The first name of the Louvre museum was the “Central Museum of the Republic Arts”.
Among the major exhibited works in the Louvre are La Joconde (Leonardo da Vinci), the Venus de Milo, the Crouching Scribe, the Victory of de Samothrace and the Code of Hammurabi.
Leonardo da Vinci’s Joconde was stolen from the museum in 1911 by Vicenzo Peruggia, but the latter was denounce and Mona Lisa returned to the Louvre in 1914.
Mona Lisa is famous for the complexity of its expression. Indeed, its gaze seems to follow the viewer.
The Louvre Pyramid, designed by architect leoh Ming Pei, was inaugurated in 1989.
The Louvre museum has many different art collections such as oriental antiques, Egyptian antiques, Greek, Etruscan and Roman antiques, Islamic arts, paintings, sculptures, art objects and graphical arts
With an area of 360,000 m², including 78,735 m² of galleries divided into 403 exhibition halls and 14.5 km of corridors, the Louvre is the largest museum of art and antiques worldwide.
In total, there are 4 glass pyramids in the Cour Napoléon.
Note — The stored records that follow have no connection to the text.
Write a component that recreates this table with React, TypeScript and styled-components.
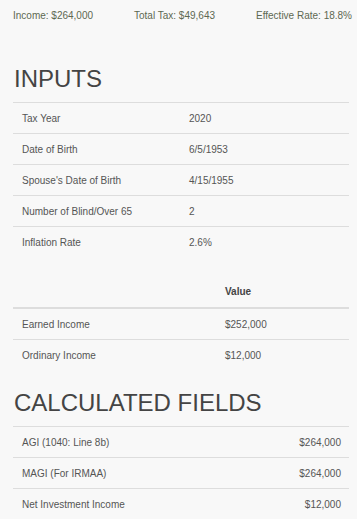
import React from 'react'
import styled, { createGlobalStyle } from 'styled-components'

const GlobalStyle = createGlobalStyle`
  html, body {
    margin: 0;
    padding: 0;
    background: #f8f8f8;
  }
  body {
    font-family: "Liberation Sans", Arial, sans-serif;
    font-size: 10px;
    color: #555;
  }
`

const Page = styled.div`
  width: 357px;
  padding: 0 8px 0 13px;
  box-sizing: border-box;
  overflow: hidden;
`

const Summary = styled.div`
  display: flex;
  justify-content: space-between;
  margin-right: -3px;
  padding-top: 9px;
  line-height: 14px;
  color: #5d6852;
  white-space: nowrap;
`

const Heading = styled.h2`
  margin: 0;
  padding-top: 42px;
  padding-bottom: 9px;
  padding-left: 1px;
  font-size: 24px;
  line-height: 28px;
  font-weight: normal;
  color: #444;
`

const CalcHeading = styled(Heading)`
  padding-top: 19px;
`

const Table = styled.table<{ $gap?: number }>`
  width: 100%;
  table-layout: fixed;
  border-collapse: collapse;
  margin-bottom: ${(p) => p.$gap ?? 0}px;
`

const LabelCol = styled.col<{ $w: number }>`
  width: ${(p) => p.$w}px;
`

const Th = styled.th`
  text-align: left;
  font-weight: bold;
  color: #444;
  padding: 8px 9px;
  line-height: 15px;
  border-bottom: 2px solid #ddd;
`

const Td = styled.td<{ $right?: boolean }>`
  padding: 8px 8px 7px 9px;
  line-height: 15px;
  border-top: 1px solid #ddd;
  text-align: ${(p) => (p.$right ? 'right' : 'left')};
  white-space: nowrap;
`

const inputs = [
  ['Tax Year', '2020'],
  ['Date of Birth', '6/5/1953'],
  ["Spouse's Date of Birth", '4/15/1955'],
  ['Number of Blind/Over 65', '2'],
  ['Inflation Rate', '2.6%'],
]

const incomes = [
  ['Earned Income', '$252,000'],
  ['Ordinary Income', '$12,000'],
]

const calculated = [
  ['AGI (1040: Line 8b)', '$264,000'],
  ['MAGI (For IRMAA)', '$264,000'],
  ['Net Investment Income', '$12,000'],
]

export default function App() {
  return (
    <Page>
      <GlobalStyle />
      <Summary>
        <span>Income: $264,000</span>
        <span>Total Tax: $49,643</span>
        <span>Effective Rate: 18.8%</span>
      </Summary>

      <Heading>INPUTS</Heading>
      <Table $gap={19}>
        <colgroup>
          <LabelCol $w={167} />
          <col />
        </colgroup>
        <tbody>
          {inputs.map(([label, value]) => (
            <tr key={label}>
              <Td>{label}</Td>
              <Td>{value}</Td>
            </tr>
          ))}
        </tbody>
      </Table>

      <Table>
        <colgroup>
          <LabelCol $w={203} />
          <col />
        </colgroup>
        <thead>
          <tr>
            <Th></Th>
            <Th>Value</Th>
          </tr>
        </thead>
        <tbody>
          {incomes.map(([label, value]) => (
            <tr key={label}>
              <Td>{label}</Td>
              <Td>{value}</Td>
            </tr>
          ))}
        </tbody>
      </Table>

      <CalcHeading>CALCULATED FIELDS</CalcHeading>
      <Table>
        <colgroup>
          <LabelCol $w={200} />
          <col />
        </colgroup>
        <tbody>
          {calculated.map(([label, value]) => (
            <tr key={label}>
              <Td>{label}</Td>
              <Td $right>{value}</Td>
            </tr>
          ))}
        </tbody>
      </Table>
    </Page>
  )
}
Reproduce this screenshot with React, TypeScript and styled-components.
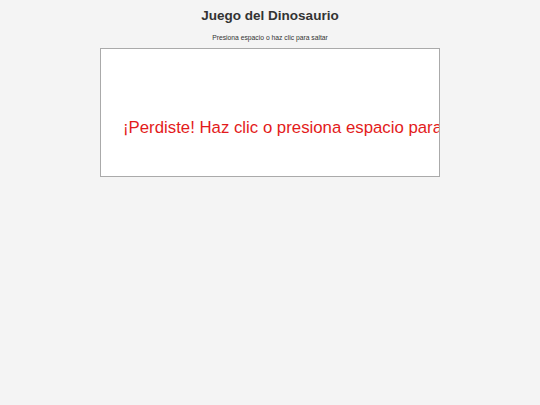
import React from "react"
import styled, { createGlobalStyle } from "styled-components"

const GlobalStyle = createGlobalStyle`
    html, body {
        margin: 0;
        padding: 0;
        background: #f4f4f4;
        font-family: "Liberation Sans", Arial, sans-serif;
    }
`

const Page = styled.main`
    display: flex;
    flex-direction: column;
    align-items: center;
    width: 540px;
    min-height: 405px;
`

const Title = styled.h1`
    margin: 8px 0 0;
    font-size: 13.5px;
    line-height: 16px;
    font-weight: bold;
    color: #333;
`

const Subtitle = styled.p`
    margin: 10px 0 0;
    font-size: 6.75px;
    line-height: 8px;
    color: #333;
`

const GameCanvas = styled.div`
    box-sizing: border-box;
    margin-top: 6px;
    width: 340px;
    height: 129px;
    background: #fff;
    border: 1px solid #aaa;
    overflow: hidden;
    padding: 70px 0 0 22px;
`

const GameOver = styled.div`
    white-space: nowrap;
    font-size: 16.8px;
    line-height: 18px;
    color: #e31b1b;
`

export default function App() {
    return (
        <>
            <GlobalStyle />
            <Page>
                <Title>Juego del Dinosaurio</Title>
                <Subtitle>Presiona espacio o haz clic para saltar</Subtitle>
                <GameCanvas>
                    <GameOver>¡Perdiste! Haz clic o presiona espacio para reiniciar</GameOver>
                </GameCanvas>
            </Page>
        </>
    )
}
The main Louvre Pyramid is 21 meters high and weighs 200 tonnes. It consists of 673 glass plates.
The Louvre owned 554,731 objects in 2016, including graphic works. Among them, around 35,000 works are exhibited in the galleries.
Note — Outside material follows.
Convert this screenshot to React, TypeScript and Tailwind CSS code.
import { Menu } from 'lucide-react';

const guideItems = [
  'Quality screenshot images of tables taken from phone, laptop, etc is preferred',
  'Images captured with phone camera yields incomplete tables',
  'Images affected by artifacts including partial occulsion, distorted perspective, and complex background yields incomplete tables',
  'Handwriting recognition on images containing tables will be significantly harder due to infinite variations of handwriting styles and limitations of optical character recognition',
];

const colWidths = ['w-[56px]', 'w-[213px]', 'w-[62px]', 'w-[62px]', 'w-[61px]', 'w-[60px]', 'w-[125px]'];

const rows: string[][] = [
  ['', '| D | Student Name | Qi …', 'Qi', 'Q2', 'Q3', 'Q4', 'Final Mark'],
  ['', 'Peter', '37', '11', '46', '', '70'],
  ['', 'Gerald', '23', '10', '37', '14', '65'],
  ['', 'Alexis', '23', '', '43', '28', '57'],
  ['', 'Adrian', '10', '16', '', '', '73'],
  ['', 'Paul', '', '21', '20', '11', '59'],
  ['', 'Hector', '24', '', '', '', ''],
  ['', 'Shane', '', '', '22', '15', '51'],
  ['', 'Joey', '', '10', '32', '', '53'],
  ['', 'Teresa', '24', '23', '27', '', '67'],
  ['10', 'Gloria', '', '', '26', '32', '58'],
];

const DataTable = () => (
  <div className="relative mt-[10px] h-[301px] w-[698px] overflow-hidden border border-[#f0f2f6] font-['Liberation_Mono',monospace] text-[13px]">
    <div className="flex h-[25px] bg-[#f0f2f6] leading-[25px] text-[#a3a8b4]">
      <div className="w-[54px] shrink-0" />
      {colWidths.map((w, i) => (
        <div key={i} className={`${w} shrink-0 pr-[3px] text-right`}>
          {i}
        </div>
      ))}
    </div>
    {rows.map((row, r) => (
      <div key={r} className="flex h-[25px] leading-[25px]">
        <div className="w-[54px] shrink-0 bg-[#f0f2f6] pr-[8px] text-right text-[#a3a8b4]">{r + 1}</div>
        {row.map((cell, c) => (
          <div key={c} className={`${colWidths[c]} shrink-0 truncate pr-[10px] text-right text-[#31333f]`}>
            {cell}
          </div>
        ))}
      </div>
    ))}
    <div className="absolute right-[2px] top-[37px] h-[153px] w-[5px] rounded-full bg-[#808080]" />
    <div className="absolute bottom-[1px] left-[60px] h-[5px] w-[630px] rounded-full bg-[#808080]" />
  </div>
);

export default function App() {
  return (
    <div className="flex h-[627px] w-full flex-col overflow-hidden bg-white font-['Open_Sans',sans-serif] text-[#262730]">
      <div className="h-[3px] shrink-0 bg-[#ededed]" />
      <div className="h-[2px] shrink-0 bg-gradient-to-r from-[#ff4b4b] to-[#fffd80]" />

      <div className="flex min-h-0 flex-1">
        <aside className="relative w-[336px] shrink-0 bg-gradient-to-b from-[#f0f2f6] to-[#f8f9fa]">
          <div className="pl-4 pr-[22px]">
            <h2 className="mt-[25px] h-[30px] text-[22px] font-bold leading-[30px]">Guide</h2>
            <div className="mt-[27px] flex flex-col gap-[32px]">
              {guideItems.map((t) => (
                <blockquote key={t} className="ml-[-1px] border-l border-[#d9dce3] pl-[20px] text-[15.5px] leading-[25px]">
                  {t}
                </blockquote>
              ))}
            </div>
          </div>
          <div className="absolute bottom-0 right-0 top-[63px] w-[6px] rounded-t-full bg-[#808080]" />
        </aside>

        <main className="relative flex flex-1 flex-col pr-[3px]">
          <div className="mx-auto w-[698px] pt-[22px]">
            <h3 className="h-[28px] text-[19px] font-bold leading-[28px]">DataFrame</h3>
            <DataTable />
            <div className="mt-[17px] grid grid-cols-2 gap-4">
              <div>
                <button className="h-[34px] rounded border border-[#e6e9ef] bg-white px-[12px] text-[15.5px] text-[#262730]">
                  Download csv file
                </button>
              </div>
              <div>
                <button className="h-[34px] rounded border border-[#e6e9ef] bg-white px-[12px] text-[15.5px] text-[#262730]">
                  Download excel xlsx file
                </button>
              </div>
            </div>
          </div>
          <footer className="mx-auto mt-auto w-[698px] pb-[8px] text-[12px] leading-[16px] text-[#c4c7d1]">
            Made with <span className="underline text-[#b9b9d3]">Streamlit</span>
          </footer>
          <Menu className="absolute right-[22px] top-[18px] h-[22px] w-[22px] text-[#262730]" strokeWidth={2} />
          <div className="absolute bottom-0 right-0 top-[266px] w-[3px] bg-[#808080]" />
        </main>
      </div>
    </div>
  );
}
Approximately 96 hours, or 4 full days, would be necessary to visit the entire museum spending 10 seconds in front of each work.
The museum is managed by 2091 employees.
The largest work exhibited at the Louvre, Les Noces de Cana (by Véronèse), covers 67 m².
The oldest work owned by the Louvre is Aïn Ghazal statue, which is over 9,000 years old.
The Mona Lisa by Leonardo da Vinci receives more than 20,000 admirers per day. Great by its fame, Mona Lisa measures nevertheless “only” 77 cm by 53 cm.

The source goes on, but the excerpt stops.